For alkene and alkyne reactions, pay close attention to the reagents to determine the mechanism and regiochemistry:
- H\(_2\)O/H\(^+\) on alkene: Markovnikov hydration.
- H\(_2\)O/Hg\(^{2+}\) on alkyne: Markovnikov hydration (gives ketone).
- Dilute cold KMnO\(_4\) on alkene: Syn-dihydroxylation.
- Kolbe's electrolysis of RCOONa gives R-R.
Let's analyze each reaction in List-1 and identify its major product from List-2. A. Hydration of Propyne: \( \text{CH}_3\text{-C}\equiv\text{CH} \) reacts with water in the presence of Hg\(^{2+}\)/H\(^+\). This is the Kucherov reaction. It follows Markovnikov's rule, adding -OH to the more substituted carbon, forming an unstable enol which tautomerizes to a ketone.
\( \text{CH}_3\text{C(OH)=CH}_2 \rightarrow \text{CH}_3\text{C(=O)CH}_3 \) (Propanone).
So, A matches with II. B. Kolbe's Electrolysis: Electrolysis of an aqueous solution of sodium acetate (\(\text{CH}_3\text{COONa}\)). The acetate ion loses CO\(_2\) and the resulting methyl radicals combine to form ethane.

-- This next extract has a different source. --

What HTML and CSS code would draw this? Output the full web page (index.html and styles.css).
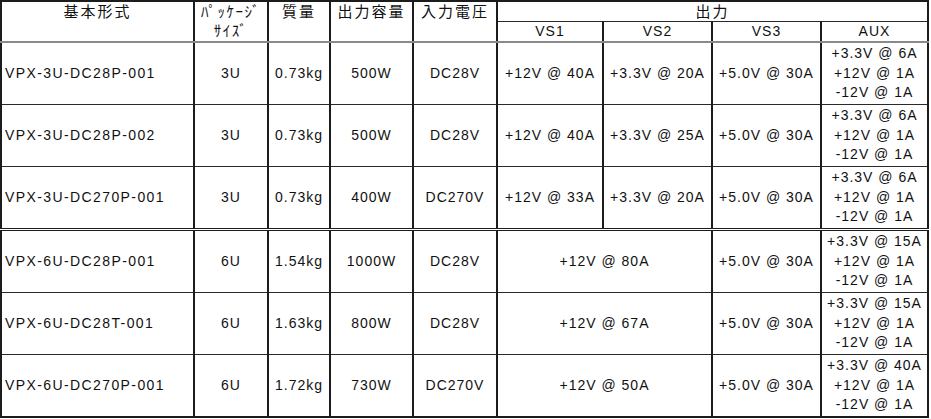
FILE: index.html
```html
<!DOCTYPE html>
<html lang="ja">
<head>
<meta charset="utf-8">
<title>VPX電源 製品一覧</title>
<link rel="stylesheet" href="styles.css">
</head>
<body>
<table class="spec">
  <colgroup>
    <col class="c-model">
    <col class="c-pkg">
    <col class="c-mass">
    <col class="c-cap">
    <col class="c-vin">
    <col class="c-vs1">
    <col class="c-vs2">
    <col class="c-vs3">
    <col class="c-aux">
  </colgroup>
  <thead>
    <tr class="h1">
      <th rowspan="2" class="jp">基本形式</th>
      <th rowspan="2" class="jp pkg"><span class="pk1">ﾊﾟｯｹｰｼﾞ</span><span class="pk2">ｻｲｽﾞ</span></th>
      <th rowspan="2" class="jp">質量</th>
      <th rowspan="2" class="jp">出力容量</th>
      <th rowspan="2" class="jp">入力電圧</th>
      <th colspan="4" class="jp out">出力</th>
    </tr>
    <tr class="h2">
      <th class="sub">VS1</th>
      <th class="sub">VS2</th>
      <th class="sub">VS3</th>
      <th class="sub">AUX</th>
    </tr>
  </thead>
  <tbody>
    <tr>
      <td class="model">VPX-3U-DC28P-001</td>
      <td>3U</td>
      <td>0.73kg</td>
      <td>500W</td>
      <td>DC28V</td>
      <td>+12V @ 40A</td>
      <td>+3.3V @ 20A</td>
      <td>+5.0V @ 30A</td>
      <td class="aux">+3.3V @ 6A<br>+12V @ 1A<br>-12V @ 1A</td>
    </tr>
    <tr>
      <td class="model">VPX-3U-DC28P-002</td>
      <td>3U</td>
      <td>0.73kg</td>
      <td>500W</td>
      <td>DC28V</td>
      <td>+12V @ 40A</td>
      <td>+3.3V @ 25A</td>
      <td>+5.0V @ 30A</td>
      <td class="aux">+3.3V @ 6A<br>+12V @ 1A<br>-12V @ 1A</td>
    </tr>
    <tr>
      <td class="model">VPX-3U-DC270P-001</td>
      <td>3U</td>
      <td>0.73kg</td>
      <td>400W</td>
      <td>DC270V</td>
      <td>+12V @ 33A</td>
      <td>+3.3V @ 20A</td>
      <td>+5.0V @ 30A</td>
      <td class="aux">+3.3V @ 6A<br>+12V @ 1A<br>-12V @ 1A</td>
    </tr>
    <tr class="group">
      <td class="model">VPX-6U-DC28P-001</td>
      <td>6U</td>
      <td>1.54kg</td>
      <td>1000W</td>
      <td>DC28V</td>
      <td colspan="2">+12V @ 80A</td>
      <td>+5.0V @ 30A</td>
      <td class="aux">+3.3V @ 15A<br>+12V @ 1A<br>-12V @ 1A</td>
    </tr>
    <tr>
      <td class="model">VPX-6U-DC28T-001</td>
      <td>6U</td>
      <td>1.63kg</td>
      <td>800W</td>
      <td>DC28V</td>
      <td colspan="2">+12V @ 67A</td>
      <td>+5.0V @ 30A</td>
      <td class="aux">+3.3V @ 15A<br>+12V @ 1A<br>-12V @ 1A</td>
    </tr>
    <tr>
      <td class="model">VPX-6U-DC270P-001</td>
      <td>6U</td>
      <td>1.72kg</td>
      <td>730W</td>
      <td>DC270V</td>
      <td colspan="2">+12V @ 50A</td>
      <td>+5.0V @ 30A</td>
      <td class="aux">+3.3V @ 40A<br>+12V @ 1A<br>-12V @ 1A</td>
    </tr>
  </tbody>
</table>
</body>
</html>
```
FILE: styles.css
```css
html, body {
  margin: 0;
  padding: 0;
  background: #ffffff;
}

body {
  font-family: "Liberation Sans", "Noto Sans CJK JP", sans-serif;
  color: #111111;
}

.spec {
  border-collapse: collapse;
  table-layout: fixed;
  width: 928px;
  font-size: 14px;
  letter-spacing: 1px;
}

.c-model { width: 193px; }
.c-pkg { width: 74px; }
.c-mass { width: 62px; }
.c-cap { width: 83px; }
.c-vin { width: 84px; }
.c-vs1 { width: 106px; }
.c-vs2 { width: 109px; }
.c-vs3 { width: 109px; }
.c-aux { width: 107px; }

.spec th,
.spec td {
  border-left: 2px solid #1c1c1c;
  border-right: 2px solid #1c1c1c;
  border-top: 1px solid #2a2a2a;
  border-bottom: 1px solid #2a2a2a;
  padding: 0;
  text-align: center;
  vertical-align: middle;
  white-space: nowrap;
  font-weight: normal;
  line-height: 19px;
}

.spec thead tr.h1 th {
  border-top: 2px solid #1c1c1c;
  height: 18px;
}

.spec thead tr.h2 th {
  height: 19px;
  border-bottom: 2px solid #8a8a8a;
}

.spec thead th[rowspan] {
  vertical-align: top;
  border-bottom: 2px solid #8a8a8a;
}

.jp {
  font-size: 15px;
  letter-spacing: 2px;
  line-height: 18px;
}

.pkg {
  font-size: 15px;
  letter-spacing: 1.5px;
}

.pk1,
.pk2 {
  display: block;
  line-height: 19px;
}

.sub {
  font-size: 14px;
  letter-spacing: 1px;
  line-height: 19px;
}

.spec tbody td {
  height: 61px;
}

.spec tbody td.model {
  text-align: left;
  padding-left: 3px;
  letter-spacing: 1.4px;
}

.spec tbody td.aux {
  line-height: 19.5px;
}

.spec tbody tr.group td {
  border-top: 3px double #1c1c1c;
}

.spec tbody tr:last-child td {
  border-bottom: 2px solid #1c1c1c;
}
```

At anode: \( 2\text{CH}_3\text{COO}^- \rightarrow 2\text{CH}_3\cdot + 2\text{CO}_2 + 2e^- \), then \( \text{CH}_3\cdot + \cdot\text{CH}_3 \rightarrow \text{CH}_3\text{-CH}_3 \) (Ethane).
So, B matches with IV. C. Hydration of Propene: \( \text{CH}_3\text{-CH=CH}_2 \) reacts with water in the presence of an acid catalyst (H\(^+\)). This is acid-catalyzed hydration of an alkene. It follows Markovnikov's rule, where the H\(^+\) adds to the carbon with more hydrogens (C1), and the -OH group adds to the more substituted carbon (C2).
The product is \( \text{CH}_3\text{-CH(OH)-CH}_3 \) (Propan-2-ol).
So, C matches with I. D. Dihydroxylation of Propene: \( \text{CH}_3\text{-CH=CH}_2 \) reacts with dilute, cold, alkaline KMnO\(_4\) (Baeyer's reagent). This is a syn-dihydroxylation reaction, where two -OH groups are added across the double bond.
The product is \( \text{CH}_3\text{-CH(OH)-CH}_2\text{(OH)} \) (Propane-1,2-diol).
So, D matches with III.
The correct set of matches is: A-II, B-IV, C-I, D-III.